Merkel left red-faced by fresh spying claims
Germany faces ‘hypocrisy’ charge amid claim it spied on US military, industry, government and even Nasa
GERMAN intelligence agents systematically spied on the White House and US government departments over a number of years, it has been claimed.
The damaging allegations could prove highly embarrassing for Angela Merkel and expose her to charges of hypocrisy over her outrage in 2013, when it emerged that the US had tapped her mobile phone. At that time, the German chancellor famously declared that “spying among friends is not on”.
But according to new allegations published in Der Spiegel magazine, Germany’s BND intelligence service carried out electronic surveillance on the US government from 1998 to 2006.
Targets included phones, fax machines and computers in the White House, State Department and the US Treasury. They also included the US military, private defence contractors such as Lockheed Martin, and Nasa.
Der Spiegel claimed it had seen a list of so-called “selectors” – telephone and fax numbers and email addresses that the BND was covertly monitoring. Among them were 4,000 targets in the US including government departments, foreign embassies and international organisations such as the International Monetary Fund and the Arab League.
Military targets included the US Air Force and Marine Corps, and the Defence Intelligence Agency.
It is claimed the BND also spied on NGOS, including the New York-based organisation Human Rights Watch.
Der Spiegel said it was not clear if surveillance continued after 2006, as it had not seen records for later dates.

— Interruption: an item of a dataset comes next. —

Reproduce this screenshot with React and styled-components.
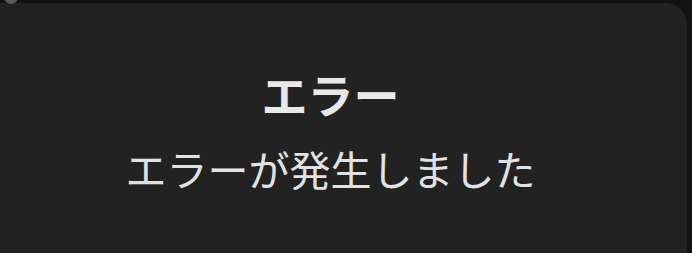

Mrs Merkel became German chancellor in November 2005.
Neither the BND nor the government have commented on the allegations, which are the latest in a series to rock Germany’s spying establishment.
Bruno Kahl, who took over as head of the BND a year ago with a brief to clean up the agency’s reputation, has declined to comment on past spying. “The question of who the BND is allowed to monitor and who it is not, will not only be subject to more stringent rules in future, but also to very extensive control,” he told the magazine, whose claims come a week before a German parliamentary inquiry into spying is due to present its final report.
The so-called “NSA Committee” was originally set up to investigate foreign spying in Germany after disclosures by Edward Snowden, the National Security Agency whistle-blower.
However, the committee has found itself increasingly investigating German intelligence after it emerged in 2015 that the BND had spied on Germany’s European allies on the NSA’S behalf. Later, it emerged the BND spied on the US and several EU allies on its own initiative as recently as 2013.
The disclosures throw Mrs Merkel’s 2013 call for a “no-spying agreement” with the US into a new light. Berlin has since drawn up new rules for who and what the BND is allowed to spy on.
Der Spiegel claims the MPS’ inquiry is so divided, its final report will have two separate sets of conclusions, by both government and opposition members.